Dr. Blake Bowden of the Cincinnati Children’s Hospital Center, along with his colleagues, surveyed 527 teenagers to learn what family and lifestyle characteristics were related to mental health and adjustment. What they observed is that adolescents whose parents ate dinner with them five times per week or more were the least likely to be on drugs, to be depressed or to be in trouble with the law.

They were also more likely to be doing well in school and to be surrounded by a supportive circle of friends. The benefit was seen even for families that didn’t eat together at home. Those who met at fast-food restaurants had the same result. By contrast, the more poorly adjusted teens had parents who ate with them only three evenings per week or less.

Parental involvement is the key to getting kids through the storms of adolescence.

And here’s another investigation geared to younger children. Dr. Catherine Snow, professor of education at Harvard’s Graduate School of Education, followed 65 families over an eight-year period. She found that dinnertime was of more value to child development than playtime, school and story time. Clearly, there is power in “breaking bread” together.

What do these findings mean? Is there something magical about sitting down together over a meal? No, and those parents who believe as much are in for a disappointment. What Bowden’s study shows is that family relationships are what matter to adolescents. When parents have time for their kids, when they get together almost every day for conversation and interaction — in this case, while eating — their teens do much better in school and in life. Bottom line? Families bring stability and mental health to children and teens.

With such strong evidence in support of family meals, it’s unfortunate that only one-third of U.S. families eat dinner together most nights. The hectic world in which we live has pressed in on all sides and has caused us to eat on the run. Some people “dine” more often in their cars or offices than they do at home, stuffing down a burrito or a hamburger while driving.
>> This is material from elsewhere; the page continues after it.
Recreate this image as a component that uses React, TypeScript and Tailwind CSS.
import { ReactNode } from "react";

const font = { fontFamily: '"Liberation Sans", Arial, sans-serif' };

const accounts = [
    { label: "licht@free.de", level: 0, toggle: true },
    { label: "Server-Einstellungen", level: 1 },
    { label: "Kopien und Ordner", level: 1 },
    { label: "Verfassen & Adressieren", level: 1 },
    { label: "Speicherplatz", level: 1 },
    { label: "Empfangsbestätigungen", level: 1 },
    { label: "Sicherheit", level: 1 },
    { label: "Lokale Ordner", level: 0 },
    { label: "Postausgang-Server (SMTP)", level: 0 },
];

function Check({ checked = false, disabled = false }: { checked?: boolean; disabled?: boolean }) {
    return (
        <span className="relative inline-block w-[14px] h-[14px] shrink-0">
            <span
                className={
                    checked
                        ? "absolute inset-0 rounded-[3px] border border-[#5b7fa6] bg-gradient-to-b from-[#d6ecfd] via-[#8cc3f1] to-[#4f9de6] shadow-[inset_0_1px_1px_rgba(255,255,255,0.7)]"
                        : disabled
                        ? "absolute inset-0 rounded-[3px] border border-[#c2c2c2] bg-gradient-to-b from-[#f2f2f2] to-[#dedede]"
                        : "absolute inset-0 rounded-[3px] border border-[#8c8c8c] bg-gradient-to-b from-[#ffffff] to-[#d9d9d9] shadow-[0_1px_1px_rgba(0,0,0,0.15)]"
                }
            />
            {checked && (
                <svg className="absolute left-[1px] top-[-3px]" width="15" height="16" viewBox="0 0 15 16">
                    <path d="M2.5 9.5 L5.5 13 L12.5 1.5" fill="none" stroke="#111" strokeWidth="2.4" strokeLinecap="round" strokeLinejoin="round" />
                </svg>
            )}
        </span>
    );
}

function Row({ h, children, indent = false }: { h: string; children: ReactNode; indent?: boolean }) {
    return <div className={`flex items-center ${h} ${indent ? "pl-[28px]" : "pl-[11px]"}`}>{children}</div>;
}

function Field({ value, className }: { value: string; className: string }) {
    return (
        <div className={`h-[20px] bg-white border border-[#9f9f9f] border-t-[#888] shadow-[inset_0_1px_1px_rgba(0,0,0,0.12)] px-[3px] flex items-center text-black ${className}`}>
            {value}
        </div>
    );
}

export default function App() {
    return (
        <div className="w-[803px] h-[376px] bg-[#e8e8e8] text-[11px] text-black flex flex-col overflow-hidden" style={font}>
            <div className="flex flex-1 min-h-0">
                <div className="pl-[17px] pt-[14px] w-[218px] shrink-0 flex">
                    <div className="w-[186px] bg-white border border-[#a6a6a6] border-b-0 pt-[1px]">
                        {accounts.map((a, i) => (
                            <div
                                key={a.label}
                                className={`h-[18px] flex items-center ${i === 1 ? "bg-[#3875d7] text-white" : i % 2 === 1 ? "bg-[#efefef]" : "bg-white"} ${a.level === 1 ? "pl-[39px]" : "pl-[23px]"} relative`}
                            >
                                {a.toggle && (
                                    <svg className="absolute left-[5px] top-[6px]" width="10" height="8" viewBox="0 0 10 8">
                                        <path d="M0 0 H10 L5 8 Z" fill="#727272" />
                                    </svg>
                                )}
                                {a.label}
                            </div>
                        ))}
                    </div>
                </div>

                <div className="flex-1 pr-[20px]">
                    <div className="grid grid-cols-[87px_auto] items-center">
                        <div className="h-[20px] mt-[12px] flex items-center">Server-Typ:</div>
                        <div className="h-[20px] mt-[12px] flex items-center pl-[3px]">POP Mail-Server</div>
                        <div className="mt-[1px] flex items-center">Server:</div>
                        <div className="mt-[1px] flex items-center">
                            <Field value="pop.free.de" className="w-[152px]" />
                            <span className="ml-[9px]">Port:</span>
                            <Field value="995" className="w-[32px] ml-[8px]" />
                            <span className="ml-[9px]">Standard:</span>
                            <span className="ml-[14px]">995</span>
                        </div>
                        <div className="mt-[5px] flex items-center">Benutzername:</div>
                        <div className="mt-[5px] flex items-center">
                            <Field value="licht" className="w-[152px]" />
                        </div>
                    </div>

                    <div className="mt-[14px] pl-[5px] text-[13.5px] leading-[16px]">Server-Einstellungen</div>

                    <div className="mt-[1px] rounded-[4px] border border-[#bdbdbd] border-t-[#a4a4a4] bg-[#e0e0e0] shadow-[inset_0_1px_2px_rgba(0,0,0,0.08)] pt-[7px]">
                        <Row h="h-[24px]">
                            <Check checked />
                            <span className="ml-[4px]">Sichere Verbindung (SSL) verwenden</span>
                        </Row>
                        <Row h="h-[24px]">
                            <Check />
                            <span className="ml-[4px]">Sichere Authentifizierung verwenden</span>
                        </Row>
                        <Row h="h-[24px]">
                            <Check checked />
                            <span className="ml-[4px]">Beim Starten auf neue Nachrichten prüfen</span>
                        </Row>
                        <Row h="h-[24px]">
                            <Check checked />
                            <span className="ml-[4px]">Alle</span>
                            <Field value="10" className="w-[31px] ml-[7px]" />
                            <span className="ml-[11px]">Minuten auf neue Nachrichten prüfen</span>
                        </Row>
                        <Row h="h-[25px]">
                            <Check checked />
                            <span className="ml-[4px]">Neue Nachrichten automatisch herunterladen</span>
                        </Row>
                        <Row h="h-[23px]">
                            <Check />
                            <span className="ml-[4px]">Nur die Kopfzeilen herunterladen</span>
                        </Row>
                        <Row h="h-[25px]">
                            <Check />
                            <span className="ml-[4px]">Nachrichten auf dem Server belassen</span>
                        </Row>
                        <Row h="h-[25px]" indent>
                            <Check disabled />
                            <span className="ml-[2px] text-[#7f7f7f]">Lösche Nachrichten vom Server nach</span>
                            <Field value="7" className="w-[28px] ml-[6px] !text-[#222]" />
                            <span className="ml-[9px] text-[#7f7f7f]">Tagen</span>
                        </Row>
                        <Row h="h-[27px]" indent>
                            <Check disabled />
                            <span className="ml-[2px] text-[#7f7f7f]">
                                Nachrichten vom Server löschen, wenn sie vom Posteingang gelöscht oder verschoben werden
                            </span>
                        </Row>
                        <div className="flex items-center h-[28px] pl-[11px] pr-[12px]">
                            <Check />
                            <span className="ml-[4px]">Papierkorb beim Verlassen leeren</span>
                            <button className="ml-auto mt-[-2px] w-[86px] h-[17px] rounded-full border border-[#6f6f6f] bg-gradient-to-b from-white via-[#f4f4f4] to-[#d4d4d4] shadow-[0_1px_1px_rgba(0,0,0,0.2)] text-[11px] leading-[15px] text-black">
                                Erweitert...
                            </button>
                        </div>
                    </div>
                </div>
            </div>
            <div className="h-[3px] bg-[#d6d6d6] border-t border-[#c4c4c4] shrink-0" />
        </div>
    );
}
Fortunately, it is possible for us to change this trend. With determination and planning, we should be able to intersect each others’ worlds at least once every day or two. The most important ingredient is not what’s on the table — we can serve a home-cooked meal or call for a pasta delivery. What does make a difference is that we regularly set aside time to sit down and talk together.

Eating can also provide the centerpiece for family traditions, which give identity and belonging to each member. To cite our own circumstances again, we have designated foods for every holiday. It’s turkey on Thanksgiving and Christmas, red beans and ham on New Year’s Day, baked ham on Easter, barbecued hamburgers (made of turkey) on the Fourth of July, and Chinese food on Christmas Eve (don’t ask me why). There are many dimensions to the various traditions, which go far beyond the choice of foods. Each of us looks forward to those occasions, which are always filled with laughter, spontaneity and meaning. Children love these kinds of recurring activities that bond them to their parents.
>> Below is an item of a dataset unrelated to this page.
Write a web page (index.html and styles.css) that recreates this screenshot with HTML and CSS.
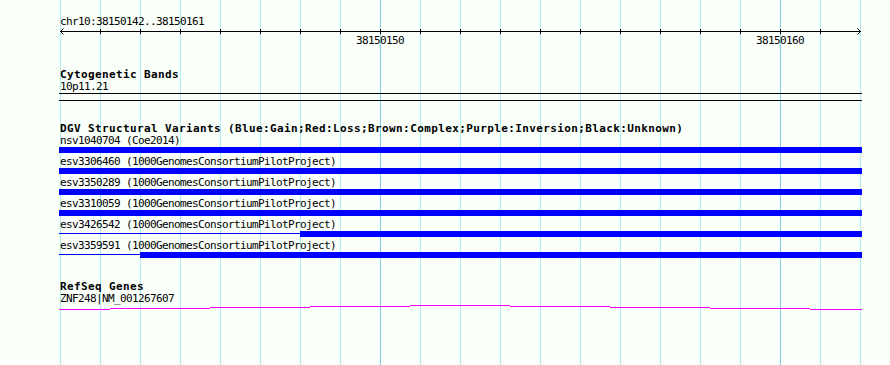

Finally, family mealtimes continue to be great settings in which to impart the truths of our faith. As the blessings of the day are recounted, children see evidence of God’s loving, faithful care and the importance of honoring Him with a time of thanks. In our family, we never eat a meal without pausing first to express gratitude to the One who provides us with “every good and perfect gift” (James 1:17). I believe children of Christian parents should be taught to “say grace” every time meals are partaken. Parents can also use that talking time to discuss biblical principles at the table and apply them to personal circumstances. Jesus used the time of fellowship created around meals to present many of His teachings. Acts 2:46-47 gives us a glimpse of how significant the sharing of a meal was to the early church by describing how believers “broke bread in their homes and ate together with glad and sincere hearts, praising God.”

The more your adolescent children feel part of something loving and fun, the less they will need to rebel against it. That’s not a promise, just a probability.

Excerpted by permission from Bringing Up Boys (Carol Stream, IL: Tyndale House Publishers, 2001).